* Begin SOURCE EXCERPT *
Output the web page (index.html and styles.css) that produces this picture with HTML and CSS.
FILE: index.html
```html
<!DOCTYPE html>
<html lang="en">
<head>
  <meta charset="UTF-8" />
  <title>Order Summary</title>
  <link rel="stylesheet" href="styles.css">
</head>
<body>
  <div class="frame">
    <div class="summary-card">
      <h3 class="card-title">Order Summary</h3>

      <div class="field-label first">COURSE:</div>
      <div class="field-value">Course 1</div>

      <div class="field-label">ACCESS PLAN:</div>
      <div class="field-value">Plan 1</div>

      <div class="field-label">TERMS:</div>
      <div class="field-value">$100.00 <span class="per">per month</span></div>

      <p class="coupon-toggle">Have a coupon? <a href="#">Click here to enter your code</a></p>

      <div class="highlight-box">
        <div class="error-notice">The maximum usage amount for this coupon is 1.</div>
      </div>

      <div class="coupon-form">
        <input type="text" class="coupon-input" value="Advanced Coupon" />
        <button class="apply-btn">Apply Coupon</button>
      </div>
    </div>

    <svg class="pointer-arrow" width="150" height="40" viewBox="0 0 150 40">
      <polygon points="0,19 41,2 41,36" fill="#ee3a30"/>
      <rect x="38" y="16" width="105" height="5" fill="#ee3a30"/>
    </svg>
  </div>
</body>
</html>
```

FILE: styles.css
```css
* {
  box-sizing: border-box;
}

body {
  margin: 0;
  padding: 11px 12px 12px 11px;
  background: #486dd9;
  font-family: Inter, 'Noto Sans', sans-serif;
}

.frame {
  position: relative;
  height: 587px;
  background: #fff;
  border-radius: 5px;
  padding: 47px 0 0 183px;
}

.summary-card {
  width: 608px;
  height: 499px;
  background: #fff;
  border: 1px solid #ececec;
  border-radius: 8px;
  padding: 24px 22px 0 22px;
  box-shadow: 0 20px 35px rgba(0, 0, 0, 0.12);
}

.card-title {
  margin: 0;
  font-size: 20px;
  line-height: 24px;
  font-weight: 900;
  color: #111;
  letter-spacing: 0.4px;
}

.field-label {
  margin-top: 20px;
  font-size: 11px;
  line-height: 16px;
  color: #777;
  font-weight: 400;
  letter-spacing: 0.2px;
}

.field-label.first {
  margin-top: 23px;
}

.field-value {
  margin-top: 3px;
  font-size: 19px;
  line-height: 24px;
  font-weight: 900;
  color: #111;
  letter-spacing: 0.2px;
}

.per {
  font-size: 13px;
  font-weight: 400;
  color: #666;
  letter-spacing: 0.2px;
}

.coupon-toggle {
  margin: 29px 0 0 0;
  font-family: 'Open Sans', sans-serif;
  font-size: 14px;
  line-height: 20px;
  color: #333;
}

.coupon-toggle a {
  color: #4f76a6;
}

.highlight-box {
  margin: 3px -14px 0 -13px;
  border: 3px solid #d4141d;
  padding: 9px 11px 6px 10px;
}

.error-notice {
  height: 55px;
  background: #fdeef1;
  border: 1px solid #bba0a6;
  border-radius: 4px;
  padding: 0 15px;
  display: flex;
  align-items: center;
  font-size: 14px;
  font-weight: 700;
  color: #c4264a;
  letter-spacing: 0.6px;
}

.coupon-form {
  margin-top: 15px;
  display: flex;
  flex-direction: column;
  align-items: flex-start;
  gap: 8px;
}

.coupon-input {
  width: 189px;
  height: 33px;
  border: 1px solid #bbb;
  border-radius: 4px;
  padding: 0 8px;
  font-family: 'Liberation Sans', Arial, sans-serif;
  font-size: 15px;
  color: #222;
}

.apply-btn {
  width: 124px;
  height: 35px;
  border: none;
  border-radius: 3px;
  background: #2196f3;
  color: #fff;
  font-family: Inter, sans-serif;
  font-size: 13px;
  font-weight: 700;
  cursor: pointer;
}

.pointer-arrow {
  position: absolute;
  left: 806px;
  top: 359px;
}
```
* End SOURCE EXCERPT *
• GOAL: Pick out lines containing the word "styles", each one as written.

• ANSWER:
Output the web page (index.html and styles.css) that produces this picture with HTML and CSS.
  <link rel="stylesheet" href="styles.css">
FILE: styles.css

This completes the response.